ROI measures whether your campaign paid for itself and how much profit remained. A positive ROI means revenue exceeded cost. The benchmark for healthy digital marketing is a 5:1 ratio—earning $5 in revenue for every $1 spent. Exceptional campaigns achieve 10:1 or better.

However, one-time purchase revenue isn't the full picture. Repeat customers compound your returns. Track how many orders each customer makes and how much they spend in total. Multiply that customer lifetime value by your customer count to project total revenue across your entire customer base. A campaign might seem marginal on immediate ROI but become highly profitable when customer lifetime value is factored in.

Common Pitfalls and Caveats

Avoid these mistakes when interpreting your conversion funnel data.

  1. Confusing revenue with profit — Revenue is the gross money from sales; profit is revenue minus all costs—including production, fulfillment, and support. A high-revenue campaign can still be unprofitable. Always subtract operational costs alongside ad spend to find true net profit for ROI calculation.
  2. Ignoring attribution lag — Customers often see your ad multiple times before converting, and the delay between impression and purchase can be days or weeks. Single-touch attribution inflates early channels. Use multi-touch models to fairly credit each stage, especially for longer sales cycles.
  3. Neglecting customer cohort differences — Customers acquired through different campaigns, channels, or time periods may have vastly different lifetime values and repeat rates. A campaign with high acquisition cost but loyal, high-value customers can outperform cheaper channels that bring one-off buyers. Segment and track by cohort.
  4. Forgetting about seasonality and trends — Your CTR, conversion rates, and customer LTV fluctuate with the season, competition, and market trends. A campaign's performance in January may not repeat in July. Build seasonal buffers into forecasts and revisit benchmarks quarterly.

Frequently Asked Questions

What is click-through rate (CTR) and why does it matter?

Click-through rate is the percentage of people who see your ad and click on it. Calculated as (Clicks ÷ Impressions) × 100, a typical CTR ranges from 0.5% to 3% depending on industry and placement.

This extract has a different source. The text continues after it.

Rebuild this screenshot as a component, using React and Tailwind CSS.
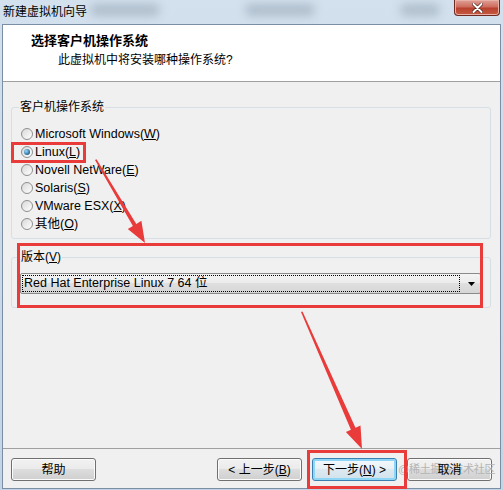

It's a primary health indicator of ad relevance and creative appeal. A declining CTR often signals that your audience has seen the ad too many times (banner blindness) or that the message no longer resonates. Monitoring and testing to improve CTR is often cheaper than increasing impressions.

How much should I expect to pay per click or per lead?

CPC and cost-per-lead vary wildly by industry, competition, and platform. Search ads typically cost $1–$50 per click, while social media ranges from $0.50–$5. Cost per lead might be $10–$100 depending on how qualified that lead needs to be. Benchmark against your revenue-per-click: if a click generates more revenue on average than it costs, the channel is profitable. Use your calculator to test different cost assumptions and see when campaigns break even.

What ROI should I target for my digital campaigns?

The standard benchmark is 5:1—earning $5 in revenue for every $1 spent in ads. This leaves room for operational costs and profit. High-performing campaigns hit 10:1 or better. However, context matters: a 3:1 ratio might be acceptable for brand-building or customer acquisition if those customers have high lifetime value and repeat frequently. Calculate long-term ROI by including customer LTV, not just immediate transaction revenue.

How do I improve my conversion funnel?

Start by identifying your largest drop-off. If your CTR is strong but lead conversion is weak, your landing page or offer needs work. If you have plenty of leads but few customers, your sales process or product positioning is the bottleneck. Test one element at a time—headline, call-to-action, form length, targeting—and measure its impact on the next stage's conversion rate. Small improvements at each stage compound dramatically across the full funnel.

Why is customer lifetime value important for ROI?

A customer's first purchase might barely cover your acquisition cost, but if they buy again, the true profitability emerges. Lifetime value accounts for repeat purchases, upsells, and referrals over the customer's entire relationship with you. A campaign with a 2:1 immediate ROI becomes 5:1 or higher when customers average three purchases. Use LTV to justify higher acquisition spending and to compare long-term channel profitability fairly.

How do I account for different advertising costs (CPM vs. CPC)?

Convert everything to a common denominator—usually cost-per-customer or ROI. If you run a CPM campaign, multiply (Cost per 1,000 impressions ÷ 1000) by your expected impressions to get total cost, then divide by customers acquired. If you run CPC campaigns, multiply your CPC by expected clicks. Both methods feed into the same calculator. The key is knowing your click-through rate and conversion rates for each channel, then comparing the final cost-per-customer across all your channels to optimize budget allocation.